When can a child be asked to clean after himself?

Denmark
February 20, 2007 7:43am CST
I was surpised the other day, when I saw my 18 months old son putting toys back in a box himself after he had played with them. This was not at hour house, and there were also other kids he had been playing with who were helping cleaning up the place. I am now wondering if I should already teach him how to put his toys back after he played with them? To be honnest so far, I just do it myself, and when he is with me and watches me do it, he just goes and pick up the stuff again (so he basically messes it up again right away!) Thanks for sharing your good advice or experience on that matter ;)
12 people like this
37 responses
20 Feb 07
I get my 2 year old to help me tidy the toys. However I don't think I did it with my older daughter. I need to show I'm treating them the same so they both have to help. I think its a good routine for them to get into, even if they only tidy one toy at least they know that they have to help a bit.
3 people like this
• United States
20 Feb 07
I honestly think that there is nothing wrong with having your child start to help you out now. I would not demand that he do it but I would say something like would you like to help mommy pick up the toys and if he does then wonderful but if not then I would not worry about it to much. The age that your child is at now is when I would for sure make mine pick up a few toys when we were at someone elses house but I did not insist upon it when we were at home. I have three children and I have learned that the younger you teach them to do this the better off you will be in the future. If you wait to long then it will be nothing but a fight with your child. Also if you make it fun for your son he will want to clean up after himself more and more. I think that it is a good idea to start teaching them when they show interest or show that they can.
2 people like this
@reinydawn (11643)
• United States
21 Feb 07
From the time mine could "play" with the toys - I mean, pick them out of the toy box and do his own thing with them - he was taught to put them back when he was done. I know this was younger than 18 months, it's around the walking time... When we moved into my mothers house for a while, my sister and her son (about the same age as mine) lived there also. My nephew never put his toys away and my son got out of the habit. It was easy to get him back into it though when we got our own place.
1 person likes this
@Dolcerina (3376)
• Hungary
20 Feb 07
Yes, the little children has the good property to try to copy us.
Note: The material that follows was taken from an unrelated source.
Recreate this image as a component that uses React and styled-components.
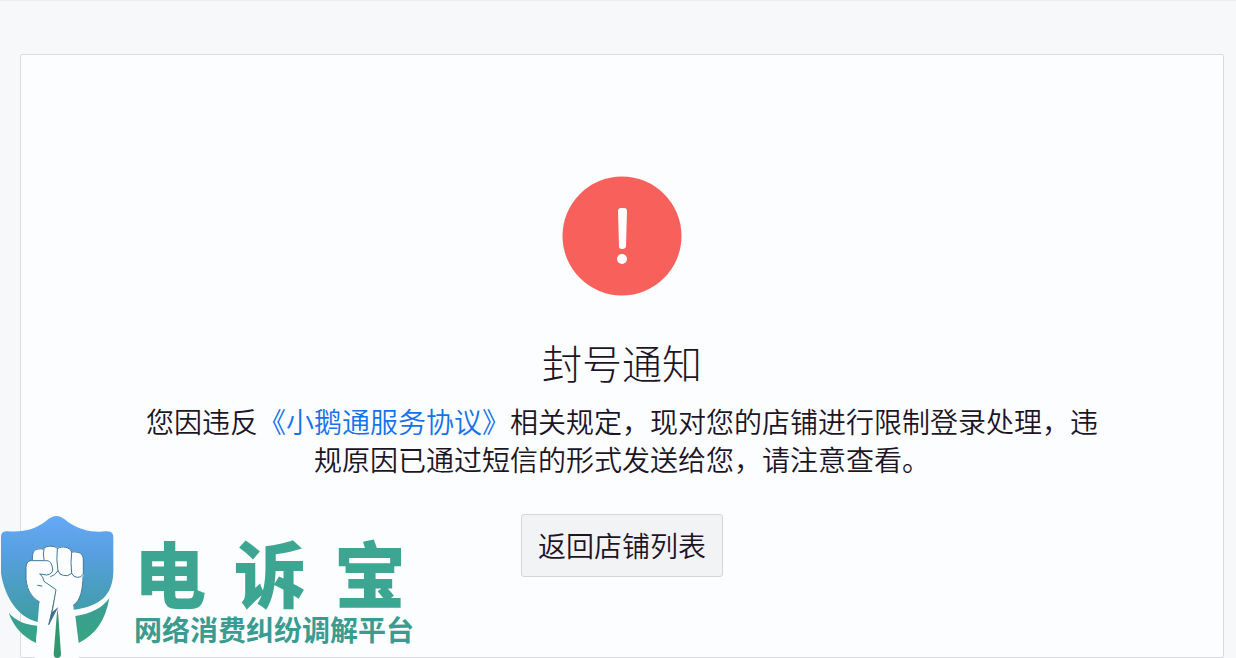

But unfortunatelly as they become older they only like to watch how we put away their toys. My son will be 7 in may. I always have to argue with him to put away his toys. BUT in the kindergarten I saw him to put away the toys he played with without a request. He knows that he must do it. But at home.... He begins to play with the cars, then he realize he would draw. So he lefts everything all over his room. After finishing drawing he lefts the pencils and pens all over the floor, and he begin to watch tv. I do not check him always, so by the time I look into his room everything all over the room, and I have to ask him to put away everything, and he gets upset with me! From september he will attend the school - and I do not dare imagine how will he care with his school-books.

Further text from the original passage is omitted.